#### Dataset section:
________

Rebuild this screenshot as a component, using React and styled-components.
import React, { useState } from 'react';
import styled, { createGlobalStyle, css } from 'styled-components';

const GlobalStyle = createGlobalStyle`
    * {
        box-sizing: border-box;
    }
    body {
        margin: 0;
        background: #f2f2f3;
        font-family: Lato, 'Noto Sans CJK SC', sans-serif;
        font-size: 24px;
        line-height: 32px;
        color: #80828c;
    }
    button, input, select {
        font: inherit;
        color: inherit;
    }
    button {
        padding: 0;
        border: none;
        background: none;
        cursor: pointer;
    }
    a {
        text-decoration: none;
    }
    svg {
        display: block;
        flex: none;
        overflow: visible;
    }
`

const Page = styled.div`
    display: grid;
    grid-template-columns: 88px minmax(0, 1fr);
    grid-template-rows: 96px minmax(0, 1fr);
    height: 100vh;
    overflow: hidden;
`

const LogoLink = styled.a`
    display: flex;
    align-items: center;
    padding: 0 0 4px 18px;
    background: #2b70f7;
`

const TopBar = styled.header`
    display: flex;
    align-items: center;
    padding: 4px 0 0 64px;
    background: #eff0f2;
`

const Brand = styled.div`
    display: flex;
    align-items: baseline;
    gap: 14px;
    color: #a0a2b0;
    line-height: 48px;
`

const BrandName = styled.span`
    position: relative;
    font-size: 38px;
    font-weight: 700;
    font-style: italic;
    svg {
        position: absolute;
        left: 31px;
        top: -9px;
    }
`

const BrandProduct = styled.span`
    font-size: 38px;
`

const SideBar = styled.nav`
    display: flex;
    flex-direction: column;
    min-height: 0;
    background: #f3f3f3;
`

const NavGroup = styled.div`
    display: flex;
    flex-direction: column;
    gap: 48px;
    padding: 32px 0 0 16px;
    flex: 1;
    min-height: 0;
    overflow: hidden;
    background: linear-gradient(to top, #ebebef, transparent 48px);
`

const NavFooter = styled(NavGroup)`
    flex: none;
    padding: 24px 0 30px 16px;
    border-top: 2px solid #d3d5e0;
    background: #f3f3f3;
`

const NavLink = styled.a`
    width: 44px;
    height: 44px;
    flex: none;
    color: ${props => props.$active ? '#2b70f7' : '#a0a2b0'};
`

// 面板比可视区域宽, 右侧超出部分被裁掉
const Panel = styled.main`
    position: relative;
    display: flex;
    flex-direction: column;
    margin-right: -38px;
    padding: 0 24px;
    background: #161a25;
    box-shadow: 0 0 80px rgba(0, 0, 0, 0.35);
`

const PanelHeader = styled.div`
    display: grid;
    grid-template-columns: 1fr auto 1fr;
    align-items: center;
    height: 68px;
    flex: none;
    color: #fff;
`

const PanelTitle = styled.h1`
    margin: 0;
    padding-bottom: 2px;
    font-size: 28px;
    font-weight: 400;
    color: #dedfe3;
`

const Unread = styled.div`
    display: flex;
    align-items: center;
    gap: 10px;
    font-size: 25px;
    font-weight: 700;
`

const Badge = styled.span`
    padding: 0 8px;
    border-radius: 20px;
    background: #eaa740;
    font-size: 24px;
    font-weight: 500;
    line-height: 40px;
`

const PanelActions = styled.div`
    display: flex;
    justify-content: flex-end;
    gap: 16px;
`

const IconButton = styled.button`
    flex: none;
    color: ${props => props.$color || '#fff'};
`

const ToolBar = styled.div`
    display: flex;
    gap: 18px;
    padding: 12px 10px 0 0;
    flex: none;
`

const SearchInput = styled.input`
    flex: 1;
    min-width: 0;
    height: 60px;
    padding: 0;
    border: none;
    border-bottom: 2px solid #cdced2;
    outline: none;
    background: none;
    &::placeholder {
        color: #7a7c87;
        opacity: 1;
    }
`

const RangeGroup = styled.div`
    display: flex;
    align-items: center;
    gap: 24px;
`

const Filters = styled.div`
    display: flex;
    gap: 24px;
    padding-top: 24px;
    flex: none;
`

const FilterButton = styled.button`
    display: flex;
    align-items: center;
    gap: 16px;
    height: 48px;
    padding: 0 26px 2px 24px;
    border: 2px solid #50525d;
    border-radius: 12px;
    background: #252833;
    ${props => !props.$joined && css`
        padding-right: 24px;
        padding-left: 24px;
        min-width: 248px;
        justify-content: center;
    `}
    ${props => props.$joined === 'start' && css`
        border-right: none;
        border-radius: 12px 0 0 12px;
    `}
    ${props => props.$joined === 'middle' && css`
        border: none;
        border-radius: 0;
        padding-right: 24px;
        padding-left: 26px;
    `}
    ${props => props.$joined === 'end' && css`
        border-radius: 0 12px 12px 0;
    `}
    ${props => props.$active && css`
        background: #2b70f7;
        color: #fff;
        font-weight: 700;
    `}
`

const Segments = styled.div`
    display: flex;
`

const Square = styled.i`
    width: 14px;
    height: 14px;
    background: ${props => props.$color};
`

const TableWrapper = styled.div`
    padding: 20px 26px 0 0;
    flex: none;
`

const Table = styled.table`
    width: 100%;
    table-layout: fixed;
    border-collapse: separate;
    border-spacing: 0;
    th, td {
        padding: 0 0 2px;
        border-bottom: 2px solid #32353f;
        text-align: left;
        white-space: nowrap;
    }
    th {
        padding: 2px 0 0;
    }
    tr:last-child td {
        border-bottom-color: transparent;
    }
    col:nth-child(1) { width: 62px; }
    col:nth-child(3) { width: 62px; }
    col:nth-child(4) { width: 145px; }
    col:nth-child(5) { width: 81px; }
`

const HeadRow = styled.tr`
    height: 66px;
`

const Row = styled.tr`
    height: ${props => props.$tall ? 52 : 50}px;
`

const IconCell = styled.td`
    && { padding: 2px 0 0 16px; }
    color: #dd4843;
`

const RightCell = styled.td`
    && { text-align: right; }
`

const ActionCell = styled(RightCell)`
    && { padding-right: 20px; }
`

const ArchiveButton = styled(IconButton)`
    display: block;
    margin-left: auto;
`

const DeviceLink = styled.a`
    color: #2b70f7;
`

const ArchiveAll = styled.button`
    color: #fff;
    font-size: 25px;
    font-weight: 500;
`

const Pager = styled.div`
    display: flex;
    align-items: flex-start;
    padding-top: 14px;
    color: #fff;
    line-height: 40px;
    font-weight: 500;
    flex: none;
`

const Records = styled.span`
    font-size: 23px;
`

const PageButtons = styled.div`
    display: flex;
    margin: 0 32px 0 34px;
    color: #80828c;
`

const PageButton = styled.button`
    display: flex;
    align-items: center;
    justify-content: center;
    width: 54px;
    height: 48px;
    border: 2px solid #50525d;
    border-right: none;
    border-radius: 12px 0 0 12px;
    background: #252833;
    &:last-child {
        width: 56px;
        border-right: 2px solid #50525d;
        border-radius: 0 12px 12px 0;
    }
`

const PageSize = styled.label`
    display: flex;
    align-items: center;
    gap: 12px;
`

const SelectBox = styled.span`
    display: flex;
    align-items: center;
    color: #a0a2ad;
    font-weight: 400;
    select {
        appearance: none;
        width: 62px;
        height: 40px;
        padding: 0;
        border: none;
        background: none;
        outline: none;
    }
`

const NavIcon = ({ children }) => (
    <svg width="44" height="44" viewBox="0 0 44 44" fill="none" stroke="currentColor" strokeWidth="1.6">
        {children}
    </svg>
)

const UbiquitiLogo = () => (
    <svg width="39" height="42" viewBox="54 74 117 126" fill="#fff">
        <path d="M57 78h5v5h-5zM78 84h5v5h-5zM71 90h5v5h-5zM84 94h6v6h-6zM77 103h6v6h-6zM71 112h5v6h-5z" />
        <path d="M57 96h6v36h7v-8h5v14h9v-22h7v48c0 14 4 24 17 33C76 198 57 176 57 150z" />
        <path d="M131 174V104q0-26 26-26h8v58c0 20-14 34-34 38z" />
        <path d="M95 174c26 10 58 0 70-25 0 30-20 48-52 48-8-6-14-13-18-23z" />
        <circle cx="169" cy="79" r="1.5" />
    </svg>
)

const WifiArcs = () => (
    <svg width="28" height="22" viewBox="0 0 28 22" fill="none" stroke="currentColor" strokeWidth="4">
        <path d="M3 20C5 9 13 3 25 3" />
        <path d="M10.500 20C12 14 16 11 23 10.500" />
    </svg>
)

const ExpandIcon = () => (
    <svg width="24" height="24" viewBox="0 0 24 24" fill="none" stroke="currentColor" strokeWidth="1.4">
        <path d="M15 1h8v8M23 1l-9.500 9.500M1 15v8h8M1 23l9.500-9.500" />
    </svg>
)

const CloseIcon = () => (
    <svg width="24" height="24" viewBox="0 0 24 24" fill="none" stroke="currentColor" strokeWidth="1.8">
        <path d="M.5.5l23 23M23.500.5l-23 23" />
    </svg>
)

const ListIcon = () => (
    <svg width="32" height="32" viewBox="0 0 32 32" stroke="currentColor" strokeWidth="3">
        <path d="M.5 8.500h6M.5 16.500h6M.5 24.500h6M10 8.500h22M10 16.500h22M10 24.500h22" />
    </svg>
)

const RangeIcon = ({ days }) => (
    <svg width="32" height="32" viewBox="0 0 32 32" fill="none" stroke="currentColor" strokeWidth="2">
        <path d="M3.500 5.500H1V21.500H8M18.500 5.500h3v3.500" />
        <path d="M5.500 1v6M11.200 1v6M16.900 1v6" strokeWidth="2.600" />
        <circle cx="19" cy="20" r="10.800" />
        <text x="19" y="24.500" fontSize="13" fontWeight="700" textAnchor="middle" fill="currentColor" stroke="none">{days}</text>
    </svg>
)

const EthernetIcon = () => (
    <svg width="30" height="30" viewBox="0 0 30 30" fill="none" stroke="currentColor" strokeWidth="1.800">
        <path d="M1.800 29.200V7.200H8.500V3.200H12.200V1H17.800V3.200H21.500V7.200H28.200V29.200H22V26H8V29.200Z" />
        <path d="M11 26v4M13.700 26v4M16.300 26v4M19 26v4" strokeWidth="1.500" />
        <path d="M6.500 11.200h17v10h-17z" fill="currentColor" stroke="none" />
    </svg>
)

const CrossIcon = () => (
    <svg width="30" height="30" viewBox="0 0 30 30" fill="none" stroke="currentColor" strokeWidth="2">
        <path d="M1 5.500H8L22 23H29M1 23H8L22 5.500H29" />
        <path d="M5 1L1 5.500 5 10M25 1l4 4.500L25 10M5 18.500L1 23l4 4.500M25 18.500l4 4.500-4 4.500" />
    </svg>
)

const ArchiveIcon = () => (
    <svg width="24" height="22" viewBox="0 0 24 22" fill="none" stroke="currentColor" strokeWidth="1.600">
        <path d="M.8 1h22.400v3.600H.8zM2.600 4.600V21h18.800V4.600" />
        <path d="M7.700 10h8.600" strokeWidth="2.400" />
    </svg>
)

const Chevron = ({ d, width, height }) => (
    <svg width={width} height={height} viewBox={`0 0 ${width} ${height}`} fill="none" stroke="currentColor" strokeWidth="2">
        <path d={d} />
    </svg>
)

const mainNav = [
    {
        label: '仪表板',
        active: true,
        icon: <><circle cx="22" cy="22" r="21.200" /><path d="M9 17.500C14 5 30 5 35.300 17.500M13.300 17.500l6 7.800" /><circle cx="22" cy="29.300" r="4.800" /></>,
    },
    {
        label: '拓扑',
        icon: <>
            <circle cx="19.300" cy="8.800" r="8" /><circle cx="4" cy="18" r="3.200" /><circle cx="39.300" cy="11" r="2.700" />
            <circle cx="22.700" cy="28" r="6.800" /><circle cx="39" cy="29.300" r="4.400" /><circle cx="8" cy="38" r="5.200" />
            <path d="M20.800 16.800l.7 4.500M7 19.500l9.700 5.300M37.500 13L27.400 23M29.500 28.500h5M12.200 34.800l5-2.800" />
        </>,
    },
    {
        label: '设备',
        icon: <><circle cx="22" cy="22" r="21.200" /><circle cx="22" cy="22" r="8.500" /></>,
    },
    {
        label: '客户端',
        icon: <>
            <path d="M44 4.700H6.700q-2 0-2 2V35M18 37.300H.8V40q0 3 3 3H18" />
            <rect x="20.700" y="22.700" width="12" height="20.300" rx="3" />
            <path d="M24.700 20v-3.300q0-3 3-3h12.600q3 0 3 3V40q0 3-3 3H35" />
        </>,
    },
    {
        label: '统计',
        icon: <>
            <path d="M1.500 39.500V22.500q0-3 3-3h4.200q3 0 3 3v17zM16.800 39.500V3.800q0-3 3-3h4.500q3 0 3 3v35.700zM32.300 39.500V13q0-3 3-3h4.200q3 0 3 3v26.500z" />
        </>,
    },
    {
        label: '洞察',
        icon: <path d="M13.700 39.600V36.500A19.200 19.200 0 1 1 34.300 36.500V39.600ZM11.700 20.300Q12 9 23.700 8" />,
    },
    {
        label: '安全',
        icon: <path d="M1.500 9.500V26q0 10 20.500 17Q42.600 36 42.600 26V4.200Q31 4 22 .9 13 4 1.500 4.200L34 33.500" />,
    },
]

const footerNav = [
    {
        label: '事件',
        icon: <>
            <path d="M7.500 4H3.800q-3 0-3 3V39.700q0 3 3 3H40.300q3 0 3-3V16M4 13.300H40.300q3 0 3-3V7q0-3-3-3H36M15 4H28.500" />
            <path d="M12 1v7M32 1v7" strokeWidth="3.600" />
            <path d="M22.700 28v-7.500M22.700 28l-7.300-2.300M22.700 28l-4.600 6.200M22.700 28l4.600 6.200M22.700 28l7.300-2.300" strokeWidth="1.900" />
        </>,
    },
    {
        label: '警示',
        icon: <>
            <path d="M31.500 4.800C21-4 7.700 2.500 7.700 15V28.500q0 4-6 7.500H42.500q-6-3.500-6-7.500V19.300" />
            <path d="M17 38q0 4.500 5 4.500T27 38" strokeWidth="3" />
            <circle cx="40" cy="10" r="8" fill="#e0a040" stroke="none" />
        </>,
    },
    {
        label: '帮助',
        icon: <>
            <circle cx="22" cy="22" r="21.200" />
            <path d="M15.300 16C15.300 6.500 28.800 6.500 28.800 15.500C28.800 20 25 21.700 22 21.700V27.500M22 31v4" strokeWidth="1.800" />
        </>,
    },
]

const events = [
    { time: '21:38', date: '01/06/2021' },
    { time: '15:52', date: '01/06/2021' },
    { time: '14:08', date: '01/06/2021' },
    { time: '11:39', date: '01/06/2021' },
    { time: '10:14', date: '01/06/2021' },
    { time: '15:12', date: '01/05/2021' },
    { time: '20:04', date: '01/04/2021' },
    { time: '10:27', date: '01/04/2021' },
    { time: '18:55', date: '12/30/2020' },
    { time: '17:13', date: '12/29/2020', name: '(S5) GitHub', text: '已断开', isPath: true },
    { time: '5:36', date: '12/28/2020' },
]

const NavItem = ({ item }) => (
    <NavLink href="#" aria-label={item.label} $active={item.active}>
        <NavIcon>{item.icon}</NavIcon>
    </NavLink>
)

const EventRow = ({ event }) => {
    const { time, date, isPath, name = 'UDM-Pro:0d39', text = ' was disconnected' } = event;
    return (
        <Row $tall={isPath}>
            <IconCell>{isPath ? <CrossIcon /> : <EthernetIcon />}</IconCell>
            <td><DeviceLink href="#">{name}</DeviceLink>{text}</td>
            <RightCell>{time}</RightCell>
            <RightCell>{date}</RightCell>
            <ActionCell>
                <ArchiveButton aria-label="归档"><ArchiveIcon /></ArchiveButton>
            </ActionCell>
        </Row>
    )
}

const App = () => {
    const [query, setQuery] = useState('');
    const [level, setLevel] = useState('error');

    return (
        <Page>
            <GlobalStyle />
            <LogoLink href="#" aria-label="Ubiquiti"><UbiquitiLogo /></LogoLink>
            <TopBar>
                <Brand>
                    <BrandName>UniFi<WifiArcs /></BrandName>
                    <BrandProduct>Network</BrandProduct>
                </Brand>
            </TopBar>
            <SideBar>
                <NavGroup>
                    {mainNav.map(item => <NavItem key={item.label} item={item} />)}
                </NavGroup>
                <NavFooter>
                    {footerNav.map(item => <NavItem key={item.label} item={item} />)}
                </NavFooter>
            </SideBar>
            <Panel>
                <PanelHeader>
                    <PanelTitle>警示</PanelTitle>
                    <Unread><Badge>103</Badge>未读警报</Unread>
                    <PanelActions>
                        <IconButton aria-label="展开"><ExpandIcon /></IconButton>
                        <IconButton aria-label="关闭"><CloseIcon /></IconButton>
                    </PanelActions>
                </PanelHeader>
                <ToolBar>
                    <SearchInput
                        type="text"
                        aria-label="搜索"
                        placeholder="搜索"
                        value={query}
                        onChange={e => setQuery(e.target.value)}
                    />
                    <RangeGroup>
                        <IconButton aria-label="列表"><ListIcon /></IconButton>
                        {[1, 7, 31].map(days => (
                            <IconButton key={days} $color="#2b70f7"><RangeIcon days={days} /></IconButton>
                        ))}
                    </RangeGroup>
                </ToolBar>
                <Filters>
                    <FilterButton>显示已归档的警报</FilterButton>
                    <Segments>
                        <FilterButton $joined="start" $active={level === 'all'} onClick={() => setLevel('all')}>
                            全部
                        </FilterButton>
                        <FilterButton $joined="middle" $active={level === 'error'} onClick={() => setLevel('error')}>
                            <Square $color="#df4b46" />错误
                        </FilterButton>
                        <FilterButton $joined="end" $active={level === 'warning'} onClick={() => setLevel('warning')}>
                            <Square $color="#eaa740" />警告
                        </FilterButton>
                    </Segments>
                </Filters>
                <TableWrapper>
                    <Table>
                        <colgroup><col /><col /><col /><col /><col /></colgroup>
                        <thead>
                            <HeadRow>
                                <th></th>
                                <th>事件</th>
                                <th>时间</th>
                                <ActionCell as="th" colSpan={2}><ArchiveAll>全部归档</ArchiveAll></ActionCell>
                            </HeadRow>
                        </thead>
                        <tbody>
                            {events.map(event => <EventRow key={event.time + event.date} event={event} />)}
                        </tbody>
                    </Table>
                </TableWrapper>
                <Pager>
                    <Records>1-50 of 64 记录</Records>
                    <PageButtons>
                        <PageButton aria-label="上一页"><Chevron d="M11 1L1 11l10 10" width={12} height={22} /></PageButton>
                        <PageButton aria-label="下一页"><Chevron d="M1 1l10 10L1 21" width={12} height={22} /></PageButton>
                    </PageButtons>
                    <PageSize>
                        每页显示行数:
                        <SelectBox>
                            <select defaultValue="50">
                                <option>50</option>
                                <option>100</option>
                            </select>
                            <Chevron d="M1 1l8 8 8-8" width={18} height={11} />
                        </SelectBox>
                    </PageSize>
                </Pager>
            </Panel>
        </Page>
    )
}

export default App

________

#### Problem description:
Within the data above, pick out all lines holding the word "React".

#### Response below:
Rebuild this screenshot as a component, using React and styled-components.
import React, { useState } from 'react';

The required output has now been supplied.